The Sabin vaccine, formally known as the Oral Polio Vaccine (OPV), represents one of the most significant public health achievements of the 20th century. Developed by virologist Dr. Albert Sabin, it was introduced in the early 1960s and quickly became the primary weapon against poliomyelitis, a debilitating disease that once paralyzed hundreds of thousands of children annually. The use of this vaccine in mass immunization campaigns dramatically reduced the incidence of polio worldwide and brought the disease to the brink of eradication. Dr. Sabin refused commercial exploitation of his discovery, ensuring the vaccine could be produced at a low cost and remain accessible for global health initiatives.
How the Sabin Vaccine Works
The Sabin vaccine is classified as a live, attenuated vaccine. It contains a weakened form of the poliovirus that is still alive but modified to lose its ability to cause paralysis. The live virus is administered orally, typically as drops given to children, mimicking a natural infection within the gastrointestinal tract, the primary site of poliovirus entry. The attenuated virus replicates in the intestine, stimulating a robust local immune response that generates antibodies, including secretory Immunoglobulin A (IgA).
This intestinal, or mucosal, immunity distinguishes it from the injectable Salk vaccine, which uses an inactivated virus and primarily generates antibodies in the bloodstream. By replicating in the gut, the Sabin vaccine blocks subsequent poliovirus—either vaccine or wild strain—from multiplying and being shed in the feces. This action prevents the vaccinated person from transmitting the virus to others, which is the most powerful mechanism for stopping community spread. The attenuated strains were created to be neuroattenuated, meaning they cannot efficiently replicate in the central nervous system to cause paralytic disease.
Its Role in Polio Eradication
The unique properties of the Oral Polio Vaccine made it the preferred tool for the World Health Organization’s 1988 Global Polio Eradication Initiative. Oral administration is a logistical advantage because it does not require sterile needles or highly trained medical personnel. This allowed volunteers to easily administer it during mass vaccination campaigns in remote or resource-poor areas. The low cost, sometimes less than $0.15 per dose, further supported its use in global campaigns.
Another powerful epidemiological advantage is “secondary immunization,” or contact immunity. When the attenuated vaccine virus replicates, it is shed in the stool of the vaccinated individual. In areas with poor sanitation, this shed virus can circulate and inadvertently immunize unvaccinated contacts, boosting the community’s overall immunity. This ability to stop person-to-person transmission, coupled with ease of use, resulted in the OPV being administered more than 10 billion times. This led to a reduction in wild poliovirus cases by more than 99% since 1988.

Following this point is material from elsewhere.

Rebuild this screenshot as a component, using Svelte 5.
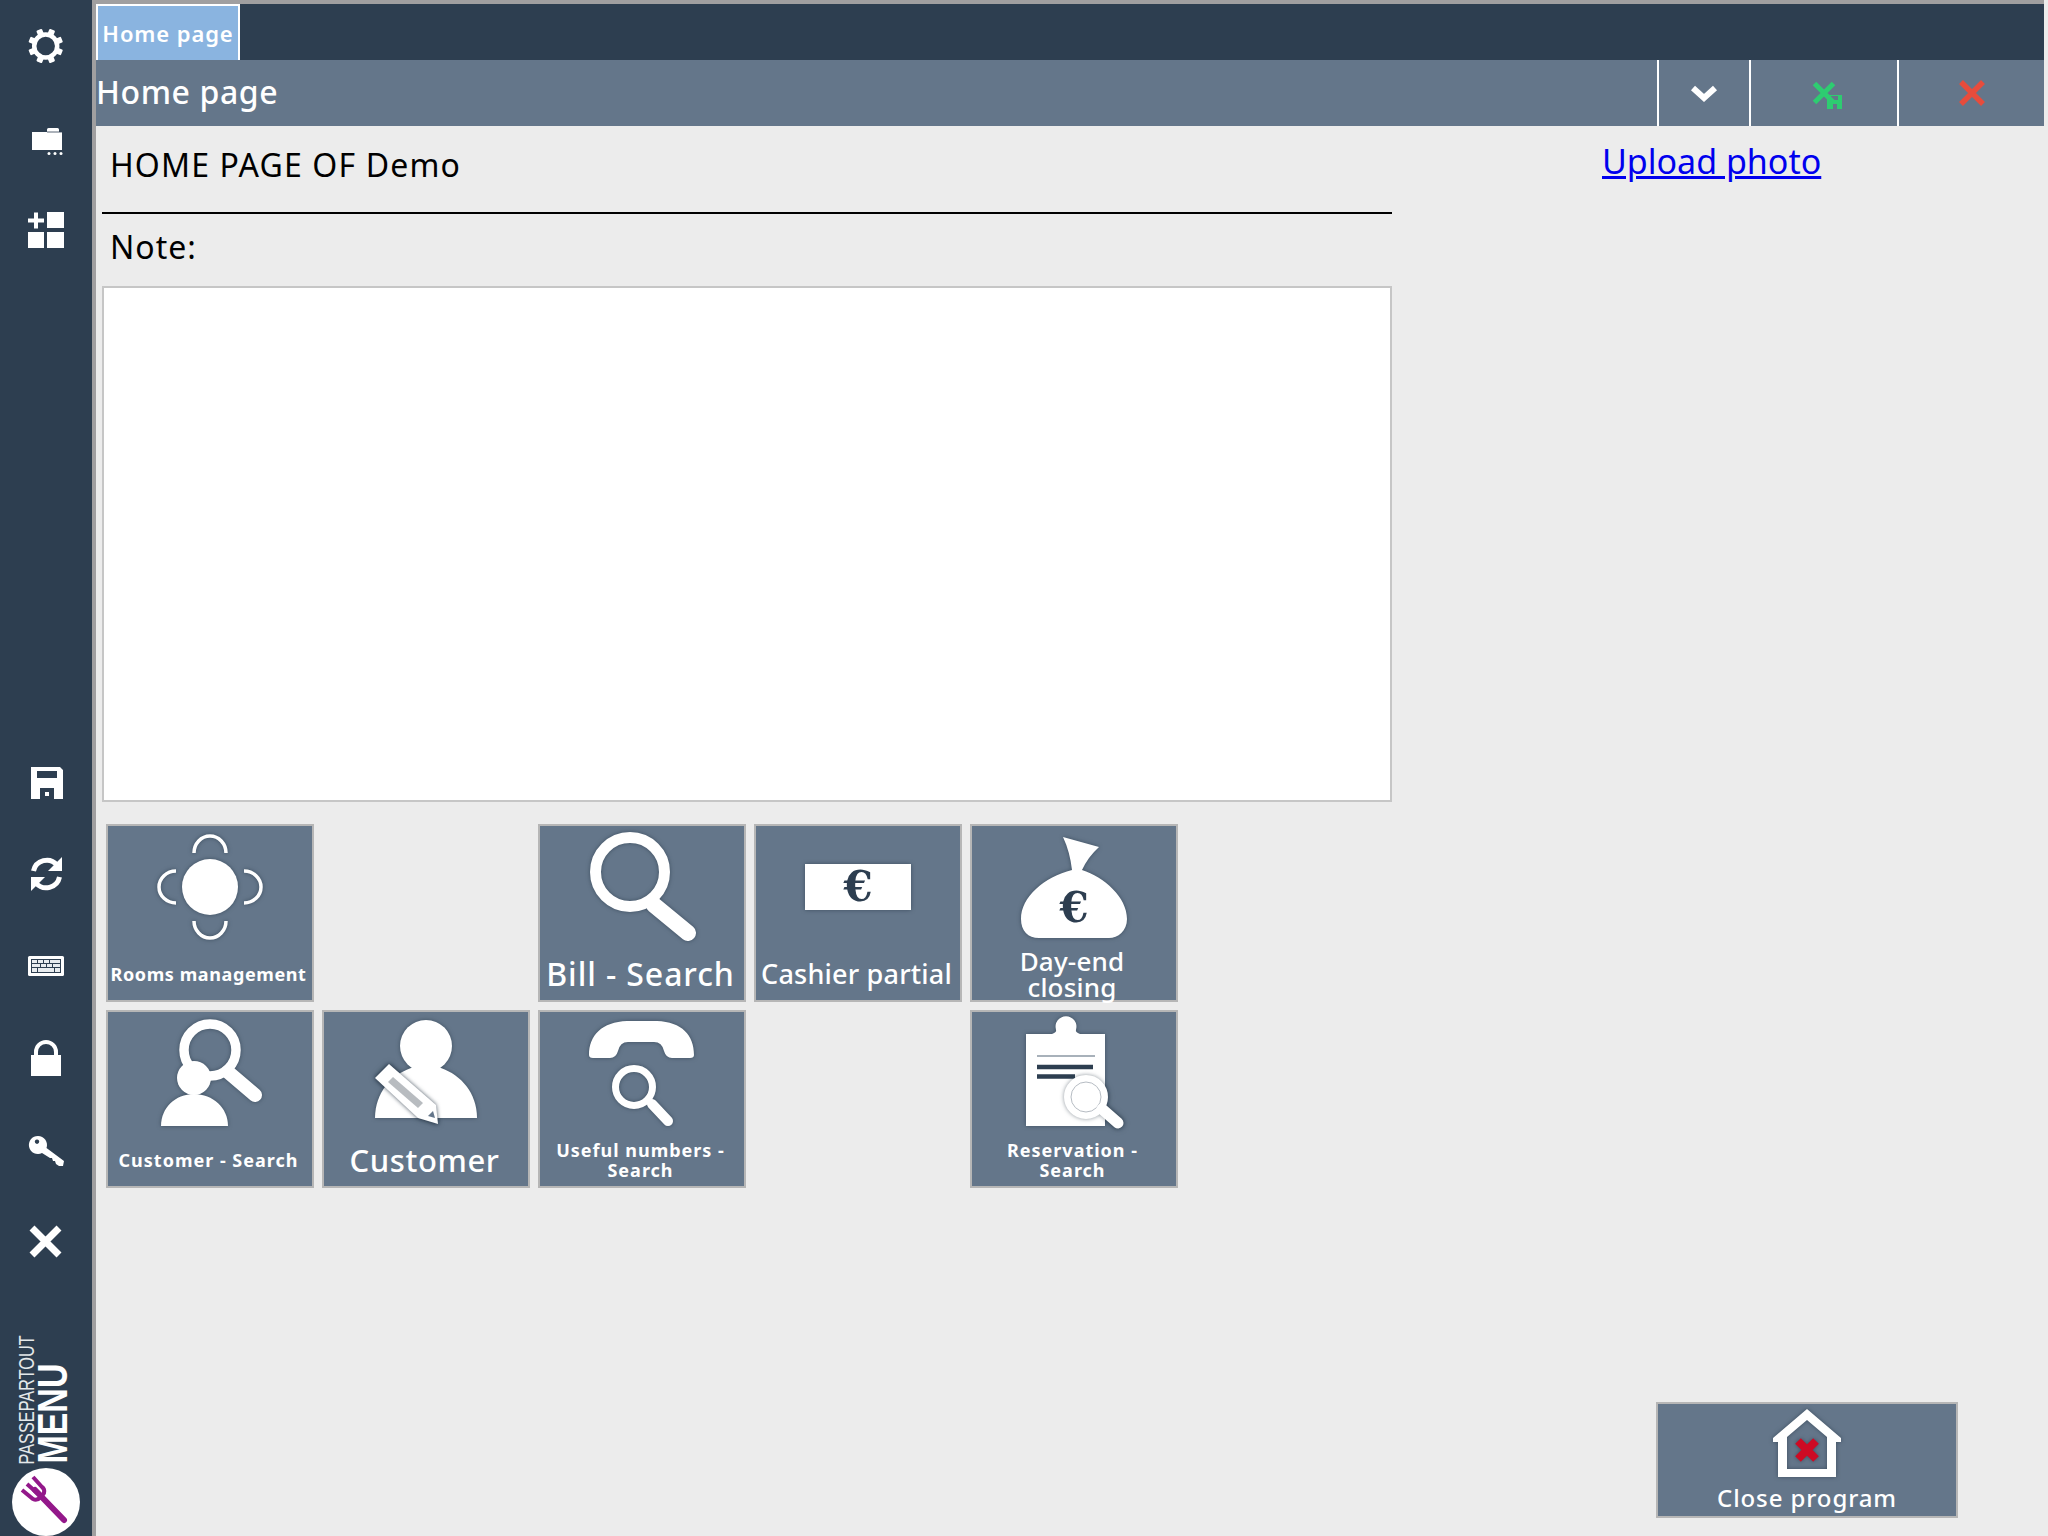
<script>
  const teeth = [0, 45, 90, 135, 180, 225, 270, 315];
</script>

{#snippet euro(x, y, size, color)}
  <text {x} {y} font-size={size} fill={color} text-anchor="middle" class="euro">€</text>
{/snippet}

<div class="shell">
  <aside class="side">
    <div class="group">
      <div class="slot">
        <svg viewBox="0 0 40 40" class="ic"><circle cx="19.7" cy="20" r="11.5" fill="none" stroke="#fff" stroke-width="4.5" />
          {#each teeth as t}<rect x="16.7" y="2.500" width="6" height="6" rx="1" fill="#fff" transform="rotate({t + 22.5} 19.7 20)" />{/each}
        </svg>
      </div>
      <div class="slot">
        <svg viewBox="0 0 40 40" class="ic"><path d="M21 14v-2.500q0-1.500 1.500-1.500h9q1.500 0 1.500 1.500V14h3v18H6V14z" fill="#fff" /><path d="M21 14h15" stroke="#2d3e50" stroke-width="0.800" /><circle cx="23" cy="35.500" r="1.500" fill="#fff" /><circle cx="29" cy="35.500" r="1.500" fill="#fff" /><circle cx="35" cy="35.500" r="1.500" fill="#fff" /></svg>
      </div>
      <div class="slot">
        <svg viewBox="0 0 40 40" class="ic"><path d="M2 10.500h16M10 2.500v16" stroke="#fff" stroke-width="4" /><path d="M21 2h17v16H21zM2 22h16v16H2zM21 22h17v16H21z" fill="#fff" /></svg>
      </div>
    </div>
    <div class="group bottom">
      <div class="slot">
        <svg viewBox="0 0 40 40" class="ic"><path fill-rule="evenodd" d="M5 5h29l3 3v29H28V26H14v11H5zM11 9v7h20V9zM19 30h4v4h-4z" fill="#fff" /></svg>
      </div>
      <div class="slot">
        <svg viewBox="0 0 40 40" class="ic"><path d="M7.500 17A13.500 13.500 0 0 1 31 11" fill="none" stroke="#fff" stroke-width="5" /><path d="M36 3v14H22z" fill="#fff" /><path d="M33.500 23A13.500 13.500 0 0 1 10 29" fill="none" stroke="#fff" stroke-width="5" /><path d="M5 37V23h14z" fill="#fff" /></svg>
      </div>
      <div class="slot">
        <svg viewBox="0 0 40 40" class="ic"><rect x="2" y="10" width="36" height="20" rx="1.500" fill="#fff" /><rect x="5" y="13" width="30" height="14" fill="#2d3e50" /><path d="M6 14h5v3H6zM12 14h5v3h-5zM18 14h5v3h-5zM24 14h10v3H24zM6 18h8v3H6zM15 18h5v3h-5zM21 18h5v3h-5zM27 18h7v3h-7zM6 22h5v4H6zM12 22h16v4H12zM29 22h5v4h-5z" fill="#e8ecef" /></svg>
      </div>
      <div class="slot">
        <svg viewBox="0 0 40 40" class="ic"><path d="M10 19v-5a10 10 0 0 1 20 0v5" fill="none" stroke="#fff" stroke-width="4" /><rect x="5" y="17" width="30" height="21" fill="#fff" /></svg>
      </div>
      <div class="slot">
        <svg viewBox="0 0 40 40" class="ic"><path fill-rule="evenodd" d="M12 6a9 9 0 0 1 8.500 12L38 31l-1 5-4 0-3-2-1-3-2 0-1-3-2 0-8-5A9 9 0 1 1 12 6zM11 9.500a2.200 2.200 0 1 0 .01 0z" fill="#fff" /></svg>
      </div>
      <div class="slot">
        <svg viewBox="0 0 40 40" class="ic"><path d="M6 6l27 27M33 6L6 33" stroke="#fff" stroke-width="7" /></svg>
      </div>
      <div class="logo">
        <div class="brand">
          <span class="pass">PASSEPARTOUT</span>
          <span class="menu">MENU</span>
        </div>
        <svg viewBox="0 0 68 68" class="disc"><circle cx="34" cy="34" r="34" fill="#fff" /><path d="M23 22L52 52" stroke="#93188a" stroke-width="6" stroke-linecap="round" /><path d="M10 22L21 31Q25 33 29 29L32 25Q33 21 30 19L21 9" fill="none" stroke="#93188a" stroke-width="4" /><path d="M15 16l10 9" stroke="#93188a" stroke-width="4" /></svg>
      </div>
    </div>
  </aside>

  <main class="main">
    <nav class="tabs"><span class="tab">Home page</span></nav>
    <header class="head">
      <h1>Home page</h1>
      <button class="hbtn chev" aria-label="Expand">
        <svg viewBox="0 0 30 20" width="30" height="20"><path d="M4 5l11 10L26 5" fill="none" stroke="#fff" stroke-width="6" /></svg>
      </button>
      <button class="hbtn save" aria-label="Save and close">
        <svg viewBox="0 0 30 28" width="30" height="28"><path d="M2.500 2.500l19 19M21.500 2.500l-19 19" stroke="#2ecc71" stroke-width="5" /><path fill-rule="evenodd" d="M15 14h15v14H15zM19 15v4h7v-4zM21 23v5h4v-5z" fill="#2ecc71" /></svg>
      </button>
      <button class="hbtn close" aria-label="Close">
        <svg viewBox="0 0 28 28" width="28" height="28"><path d="M3 3l22 22M25 3L3 25" stroke="#e74c3c" stroke-width="5.500" /></svg>
      </button>
    </header>

    <section class="content">
      <div class="left">
        <h2>HOME PAGE OF Demo</h2>
        <hr />
        <p class="note">Note:</p>
        <textarea class="notes" aria-label="Note"></textarea>
      </div>
      <a class="upload" href="#upload">Upload photo</a>
    </section>

    <div class="tiles">
      <button class="tile">
        <svg viewBox="0 0 120 120" class="art"><circle cx="60" cy="60" r="28" fill="#fff" /><path d="M44 26A16 17 0 0 1 76 26M44 94A16 17 0 0 0 76 94M26 44A17 16 0 0 0 26 76M94 44A17 16 0 0 1 94 76" fill="none" stroke="#fff" stroke-width="3.500" /></svg>
        <span class="lb s18 one">Rooms management</span>
      </button>
      <span class="gap"></span>
      <button class="tile">
        <svg viewBox="0 0 120 120" class="art"><circle cx="48" cy="45" r="34.500" fill="none" stroke="#fff" stroke-width="11" /><path d="M72 78l34 28" stroke="#fff" stroke-width="16" stroke-linecap="round" /></svg>
        <span class="lb s32">Bill - Search</span>
      </button>
      <button class="tile">
        <svg viewBox="0 0 120 120" class="art"><rect x="7" y="37" width="106" height="46" fill="#fff" />{@render euro(60, 74, 42, '#2d3e50')}</svg>
        <span class="lb s27">Cashier partial</span>
      </button>
      <button class="tile">
        <svg viewBox="0 0 120 120" class="art"><path d="M49 10L85 20Q74 30 68 43C90 50 113 70 113 92C113 104 104 111 95 111H25C14 111 7 104 7 92C7 70 30 50 58 43Q56 25 49 10Z" fill="#fff" />{@render euro(60, 95, 42, '#2d3e50')}</svg>
        <span class="lb s26">Day-end closing</span>
      </button>

      <button class="tile">
        <svg viewBox="0 0 120 120" class="art"><circle cx="60" cy="37" r="26" fill="none" stroke="#fff" stroke-width="9.500" /><path d="M78 59l27 23" stroke="#fff" stroke-width="14" stroke-linecap="round" /><circle cx="44" cy="65" r="17" fill="#fff" /><path d="M11 113C11 95 25 81 44 81C63 81 78 95 78 113Z" fill="#fff" /></svg>
        <span class="lb s18">Customer - Search</span>
      </button>
      <button class="tile">
        <svg viewBox="0 0 120 120" class="art"><circle cx="60" cy="33" r="26" fill="#fff" /><path d="M9 105C9 80 25 62 45 55H75C95 62 111 80 111 105Z" fill="#fff" /><g class="pencil"><path d="M9 65L23 51L70 92L72 111L52 105Z" fill="#fff" /><path d="M27 64L22 69L52 95L57 90Z" fill="#b8bcc0" /><path d="M62 103l7 2-2-7z" fill="#64768a" /></g></svg>
        <span class="lb s32 cust">Customer</span>
      </button>
      <button class="tile">
        <svg viewBox="0 0 120 120" class="art"><path d="M7 42C7 22 20 9 45 8H75C100 9 112 22 112 42Q112 45 108 45H90Q84 45 82 38Q80 29 72 29H46Q38 29 36 38Q34 45 28 45H11Q7 45 7 42Z" fill="#fff" /><circle cx="52" cy="74" r="18.500" fill="none" stroke="#fff" stroke-width="7" /><path d="M70 91l16 17" stroke="#fff" stroke-width="10" stroke-linecap="round" /></svg>
        <span class="lb s18">Useful numbers - Search</span>
      </button>
      <span class="gap"></span>
      <button class="tile">
        <svg viewBox="0 0 120 120" class="art"><path d="M12 21H38Q43 19 42 17A10.500 10.500 0 1 1 62 17Q61 19 66 21H91V113H12Z" fill="#fff" /><path d="M26 35H78" stroke="#fff" stroke-width="8" stroke-linecap="round" /><path d="M23 43H81" stroke="#8b97a3" stroke-width="1.500" /><path d="M23 54H79M23 63.500H61" stroke="#2d3e50" stroke-width="4.500" /><g class="glass"><circle cx="72" cy="84" r="18.500" fill="#fff" stroke="#fff" stroke-width="7" /><circle cx="72" cy="84" r="15" fill="#fff" stroke="#b6bcc3" stroke-width="1" /><path d="M88 96l16 14" stroke="#fff" stroke-width="11" stroke-linecap="round" /></g></svg>
        <span class="lb s18">Reservation - Search</span>
      </button>
    </div>

    <button class="exit">
      <svg viewBox="0 0 80 80" class="house"><path fill-rule="evenodd" d="M40 4L74 33V37H69V72H11V37H6V33ZM40 15L20 32V64H60V32Z" fill="#fff" /><path d="M31 36l18 18M49 36L31 54" stroke="#ce0a24" stroke-width="8" /></svg>
      <span class="exit-lb">Close program</span>
    </button>
  </main>
</div>

<style>
  :global(body) { margin: 0; background: #ececec; }
  .shell { display: flex; width: 2048px; height: 1536px; overflow: hidden; font-family: "Noto Sans", "Open Sans", sans-serif; }
  .side { width: 92px; flex: none; background: #2d3e50; border-right: 4px solid #a09fa0; display: flex; flex-direction: column; justify-content: space-between; }
  .slot { height: 92px; display: flex; align-items: center; justify-content: center; }
  .ic { width: 40px; height: 40px; }
  .logo { height: 248px; display: flex; flex-direction: column; justify-content: flex-end; align-items: flex-start; }
  .brand { display: flex; align-items: flex-end; height: 136px; padding-left: 17px; margin-bottom: 4px; color: #fff; font-family: "Liberation Sans", sans-serif; }
  .pass, .menu { writing-mode: vertical-rl; white-space: nowrap; transform-origin: 50% 100%; }
  .pass { font-size: 22px; line-height: 20px; color: #e4e8ea; transform: scaleY(0.74) translateY(-100%) rotate(180deg); }
  .menu { font-size: 43px; font-weight: 700; line-height: 30px; transform: scaleY(0.79) translateY(-100%) rotate(180deg); }
  .disc { width: 68px; height: 68px; margin-left: 12px; display: block; }

  .main { flex: 1; display: flex; flex-direction: column; padding-right: 4px; min-width: 0; }
  .tabs { border-top: 4px solid #a09fa0; background: #2d3e50; display: flex; height: 56px; }
  .tab { width: 144px; box-sizing: border-box; border: 2px solid #fff; border-bottom: 0; background: #8ab4e0; color: #fff; font-size: 22px; font-weight: 600; letter-spacing: 0.9px; display: flex; align-items: center; justify-content: center; white-space: nowrap; }
  .head { height: 66px; background: #64768a; display: flex; align-items: stretch; }
  .head h1 { margin: 0 auto 0 0; color: #fff; font-size: 32px; font-weight: 500; line-height: 64px; letter-spacing: 0.6px; }
  .hbtn { border: 0; border-left: 2px solid #fff; background: none; padding: 0; display: flex; align-items: center; justify-content: center; }
  .chev { width: 92px; }
  .save { width: 148px; padding: 4px 0 0 6px; }
  .close { width: 147px; }

  .content { display: flex; align-items: flex-start; padding-left: 6px; }
  .left { width: 1290px; flex: none; }
  .left h2 { margin: 0; height: 86px; box-sizing: border-box; padding: 14px 0 0 8px; color: #000; font-size: 32px; font-weight: 400; line-height: 50px; letter-spacing: 1.15px; }
  .left hr { margin: 0; border: 0; height: 2px; background: #000; }
  .note { margin: 0; height: 72px; box-sizing: border-box; padding: 8px 0 0 8px; color: #000; font-size: 32px; line-height: 50px; letter-spacing: 1px; }
  .notes { display: block; width: 100%; height: 516px; box-sizing: border-box; border: 2px solid #c6c6c6; background: #fff; resize: none; margin: 0; padding: 0; outline: 0; }
  .upload { margin: 10px 0 0 210px; color: #0000ee; font-size: 34px; line-height: 50px; text-decoration: underline; }

  .tiles { display: grid; grid-template-columns: repeat(5, 208px); grid-template-rows: repeat(2, 178px); gap: 8px; margin: 22px 0 0 10px; }
  .tile { box-sizing: border-box; border: 2px solid #b6b6b6; background: #64768a; padding: 1px 0 0; display: flex; flex-direction: column; align-items: center; color: #fff; font-family: inherit; min-width: 0; }
  .art { width: 120px; height: 120px; flex: none; filter: drop-shadow(0 0 2px rgba(30, 45, 60, 0.55)); }
  .art :global(.euro) { font-family: "DejaVu Serif", "Liberation Serif", serif; font-weight: 700; }
  .pencil { filter: drop-shadow(0 0 2px rgba(30, 45, 60, 0.8)); }
  .glass { filter: drop-shadow(0 0 2px rgba(30, 45, 60, 0.5)); }
  .lb { flex: 1; display: flex; align-items: center; justify-content: center; text-align: center; width: 100%; box-sizing: border-box; padding: 0 5px 0 2px; font-weight: 500; }
  .s18 { font-size: 18px; line-height: 20px; letter-spacing: 1px; font-weight: 700; }
  .one { white-space: nowrap; letter-spacing: 0.6px; padding: 0 3px 0 0; }
  .s26 { font-size: 26px; line-height: 26px; letter-spacing: 0.2px; padding: 0 44px 0 40px; }
  .s27 { font-size: 27px; line-height: 30px; letter-spacing: 0.2px; white-space: nowrap; }
  .s32 { font-size: 32px; line-height: 36px; letter-spacing: 0.9px; white-space: nowrap; }
  .cust { font-size: 31px; letter-spacing: 0.6px; }

  .exit { box-sizing: border-box; width: 302px; height: 116px; margin: auto 86px 18px auto; border: 2px solid #b6b6b6; background: #64768a; padding: 1px 0 0; display: flex; flex-direction: column; align-items: center; color: #fff; font-family: inherit; }
  .house { width: 80px; height: 80px; flex: none; filter: drop-shadow(0 0 2px rgba(30, 45, 60, 0.55)); }
  .exit-lb { font-size: 24px; font-weight: 500; line-height: 26px; letter-spacing: 0.9px; }
</style>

Understanding Vaccine-Derived Poliovirus
The use of a live, attenuated virus introduces a rare but significant risk: the potential for the weakened virus to mutate back toward a virulent form. This genetic instability occurs during replication in the gut, leading to the emergence of neurovirulent strains known as Vaccine-Derived Polioviruses (VDPVs). There are two main concerns related to this risk: Vaccine-Associated Paralytic Polio (VAPP) and circulating Vaccine-Derived Poliovirus (cVDPV).
VAPP is an extremely rare event where the vaccine virus reverts and causes paralysis in the vaccinated individual or a close, non-immune contact. This occurs at a rate of approximately one case per 2.7 million doses administered, and VAPP does not lead to an outbreak. A greater threat is cVDPV, which emerges when the reverted virus circulates for an extended period in communities with low vaccination coverage. In these under-immunized populations, the virus regains the ability for sustained person-to-person transmission and can cause outbreaks clinically indistinguishable from the wild virus. The risk of cVDPV is why the OPV must eventually be phased out worldwide, as VDPV cases have exceeded those caused by the wild virus since 2014.
The Global Transition Strategy
The emergence of cVDPV, particularly from the type 2 component, necessitated a policy shift to secure a polio-free world. The strategy involves the phased withdrawal of the Oral Polio Vaccine, starting with the component responsible for the majority of vaccine-derived cases. The first step was the synchronized switch in April 2016 from the Trivalent OPV (tOPV), which contained types 1, 2, and 3, to the Bivalent OPV (bOPV), which contains only types 1 and 3.
This withdrawal of the type 2 poliovirus component was possible because wild poliovirus type 2 had been certified as eradicated. The ultimate goal is to transition entirely to the Inactivated Poliovirus Vaccine (IPV). IPV is injectable and contains killed virus that cannot revert to a virulent form, eliminating the risk of VDPV. While IPV protects the individual from paralysis, it is less effective at blocking intestinal infection, which is why OPV is still used where wild poliovirus transmission remains a threat. The final step of withdrawing all OPV will occur only after the eradication of all wild poliovirus types is confirmed.